AfD-Antrag stößt auf breiten Widerstand
„Das Andenken an 1989 soll sich dauerhaft im Bewusstsein halten“, so Frank Brodehl. Seine AfD-Fraktion hatte die Debatte angestoßen mit der Forderung, eine zentrale Gedenkveranstaltung am 9. November im Landeshaus abzuhalten. Der Mauerfall sei ein „Ereignis der Freiheit, das prägend und identitätsstiftend ist für unser Volk“. Er forderte zudem mehr öffentliche Mittel für das Gedenken an den ehemaligen Grenzübergängen in Gudow/Zarrentin und Lübeck-Schlutup.
Der AfD-Antrag stieß bei den anderen Fraktionen jedoch auf breite Ablehnung. Eka von Kalben (Grüne) warf der AfD vor, die Freiheitsbewegung in der DDR für sich zu „vereinnahmen“. „Wir erleben, wie stark die Grenzen immer noch sind“, sagte sie mit Blick auf die AfD-Erfolge bei den jüngsten Landtagswahlen in Brandenburg und Sachsen.
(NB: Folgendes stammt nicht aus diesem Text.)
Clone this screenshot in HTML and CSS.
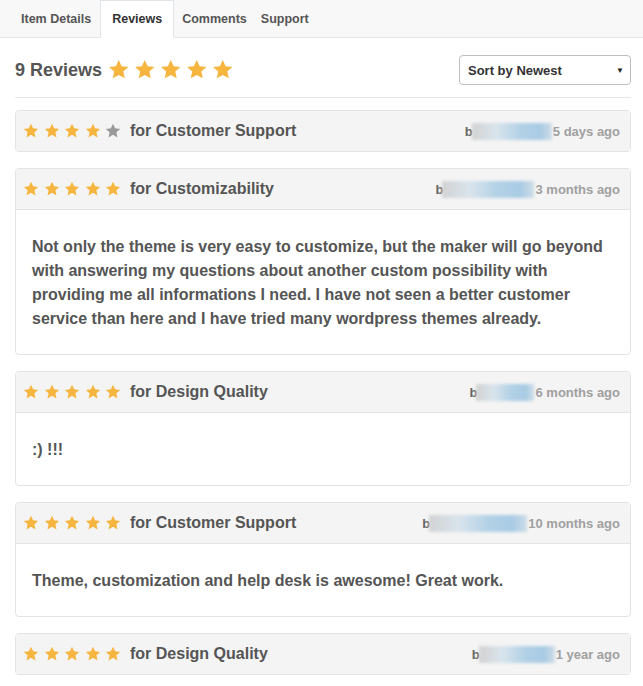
FILE: index.html
```html
<!DOCTYPE html>
<html lang="en">
<head>
    <meta charset="UTF-8">
    <title>Reviews</title>
    <link rel="stylesheet" href="styles.css">
</head>
<body>
    <svg width="0" height="0" class="defs">
        <symbol id="star" viewBox="0 0 24 24">
            <polygon points="12,1.2 15.2,8 22.8,8.9 17.1,14 18.7,21.6 12,17.8 5.3,21.6 6.9,14 1.2,8.9 8.8,8"/>
        </symbol>
    </svg>

    <nav class="tabs">
        <a href="#details" class="tab">Item Details</a>
        <a href="#reviews" class="tab active">Reviews</a>
        <a href="#comments" class="tab">Comments</a>
        <a href="#support" class="tab">Support</a>
    </nav>

    <main class="reviews">
        <div class="summary">
            <h2>9 Reviews</h2>
            <div class="stars big">
                <svg><use href="#star"/></svg><svg><use href="#star"/></svg><svg><use href="#star"/></svg><svg><use href="#star"/></svg><svg><use href="#star"/></svg>
            </div>
            <div class="sort">
                <span>Sort by Newest</span>
                <span class="caret">&#9660;</span>
            </div>
        </div>

        <div class="review">
            <div class="review-head">
                <div class="stars">
                    <svg><use href="#star"/></svg><svg><use href="#star"/></svg><svg><use href="#star"/></svg><svg><use href="#star"/></svg><svg class="off"><use href="#star"/></svg>
                </div>
                <span class="topic">for Customer Support</span>
                <span class="meta"><b>b</b><span class="hidden-name" style="width:80px"></span>5 days ago</span>
            </div>
        </div>

        <div class="review">
            <div class="review-head">
                <div class="stars">
                    <svg><use href="#star"/></svg><svg><use href="#star"/></svg><svg><use href="#star"/></svg><svg><use href="#star"/></svg><svg><use href="#star"/></svg>
                </div>
                <span class="topic">for Customizability</span>
                <span class="meta"><b>b</b><span class="hidden-name" style="width:92px"></span>3 months ago</span>
            </div>
            <p class="review-body">Not only the theme is very easy to customize, but the maker will go beyond with answering my questions about another custom possibility with providing me all informations I need. I have not seen a better customer service than here and I have tried many wordpress themes already.</p>
        </div>

        <div class="review">
            <div class="review-head">
                <div class="stars">
                    <svg><use href="#star"/></svg><svg><use href="#star"/></svg><svg><use href="#star"/></svg><svg><use href="#star"/></svg><svg><use href="#star"/></svg>
                </div>
                <span class="topic">for Design Quality</span>
                <span class="meta"><b>b</b><span class="hidden-name" style="width:58px"></span>6 months ago</span>
            </div>
            <p class="review-body">:) !!!</p>
        </div>

        <div class="review">
            <div class="review-head">
                <div class="stars">
                    <svg><use href="#star"/></svg><svg><use href="#star"/></svg><svg><use href="#star"/></svg><svg><use href="#star"/></svg><svg><use href="#star"/></svg>
                </div>
                <span class="topic">for Customer Support</span>
                <span class="meta"><b>b</b><span class="hidden-name" style="width:98px"></span>10 months ago</span>
            </div>
            <p class="review-body">Theme, customization and help desk is awesome! Great work.</p>
        </div>

        <div class="review">
            <div class="review-head">
                <div class="stars">
                    <svg><use href="#star"/></svg><svg><use href="#star"/></svg><svg><use href="#star"/></svg><svg><use href="#star"/></svg><svg><use href="#star"/></svg>
                </div>
                <span class="topic">for Design Quality</span>
                <span class="meta"><b>b</b><span class="hidden-name" style="width:76px"></span>1 year ago</span>
            </div>
        </div>
    </main>
</body>
</html>
```

FILE: styles.css
```css
body {
    font-family: 'Liberation Sans', Arial, sans-serif;
    font-weight: bold;
    background-color: #fff;
    color: #555;
    margin: 0;
    padding: 0;
}

.defs {
    position: absolute;
}

/* tabs */
.tabs {
    display: flex;
    height: 37px;
    padding-left: 13px;
    background-color: #f8f8f8;
    border-bottom: 1px solid #e3e6e9;
}

.tab {
    display: flex;
    align-items: center;
    padding: 0 8px;
    font-size: 12.5px;
    color: #555;
    text-decoration: none;
}

.tab:last-child {
    padding-left: 6px;
}

.tab.active {
    box-sizing: border-box;
    height: 38px;
    margin: 0 0 -1px 1px;
    padding: 0 11px;
    background-color: #fff;
    color: #333;
    border: 1px solid #dfe4e8;
    border-bottom-color: #fff;
}

/* summary row */
.reviews {
    padding: 0 12px 20px 15px;
}

.summary {
    display: flex;
    align-items: center;
    padding: 17px 0 12px;
    border-bottom: 1px solid #e6e6e6;
    margin-bottom: 12px;
}

.summary h2 {
    margin: 0 6px 0 0;
    font-size: 18px;
    color: #555;
}

.stars {
    display: flex;
    gap: 4.5px;
    fill: #f5b53f;
}

.stars svg {
    width: 16px;
    height: 16px;
}

.stars.big svg {
    width: 21.5px;
    height: 21.5px;
}

.stars .off {
    fill: #9a9a9a;
}

.sort {
    margin-left: auto;
    width: 172px;
    height: 30px;
    box-sizing: border-box;
    border: 1px solid #bdbdbd;
    border-radius: 4px;
    display: flex;
    align-items: center;
    justify-content: space-between;
    padding: 0 6px 0 8px;
    font-size: 13px;
    color: #333;
}

.caret {
    font-size: 8px;
    color: #222;
}

/* review cards */
.review {
    border: 1px solid #e1e4e7;
    border-radius: 4px;
    margin-bottom: 16px;
    overflow: hidden;
}

.review-head {
    display: flex;
    align-items: center;
    height: 40px;
    padding: 0 10px 0 7px;
    background-color: #f4f4f4;
}

.review-head + .review-body {
    border-top: 1px solid #e1e4e7;
}

.topic {
    margin-left: 9px;
    font-size: 16px;
    color: #555;
}

.meta {
    margin-left: auto;
    display: flex;
    align-items: center;
    font-size: 13px;
    color: #a0a0a0;
}

.meta b {
    color: #666;
}

.hidden-name {
    display: inline-block;
    height: 17px;
    margin: 0 1px 0 -1px;
    background: linear-gradient(90deg, #d2d2d2, #d9e4ec 30%, #b3d1e6 60%, #a8cbe4 85%, #cfdde7);
    filter: blur(1.5px);
}

.review-body {
    margin: 0;
    padding: 25px 16px 23px;
    font-size: 16px;
    line-height: 24px;
    color: #555;
}
```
Appell ans gesamtdeutsche „Wir-Gefühl“
„Für viele Menschen stellt die Zeit nach 1990 keine Erfolgsgeschichte dar“, gab Ralf Stegner (SPD) zu bedenken und warf die Frage auf: „Wir haben die politische Einheit, aber wie steht es um die soziale Einheit?“ Viele Westdeutsche hätten „bestenfalls wohlwollendes Desinteresse für den Osten“, so Stegner. „Wir müssen zur Kenntnis nehmen, dass die jahrzehntelange Teilung tiefere Prägungen hinterlassen hat“, sagte auch Christopher Vogt (FDP). „Ossis und Wessis“ müssten mehr miteinander ins Gespräch kommen.
Bildungsministerin Karin Prien (CDU) mahnte: „Heute müssen wir besonders darauf achten, dass unser Wir-Gefühl nicht leidet.“ Es müsse darum gehen, „die gesellschaftliche Einheit unseres Landes zu vollenden“. Die Erinnerung an 1989/90 wachzuhalten, sei „keine Sache der Geschichtswissenschaft“, betonte Lars Harms (SSW): „Da sind wir alle gefragt.“ Die fraktionslose Abgeordnete Doris von Sayn-Wittgenstein sah „gesunden Nationalstolz“ und „aufrechten Patriotismus“ in den Protesten gegen das DDR-Regime.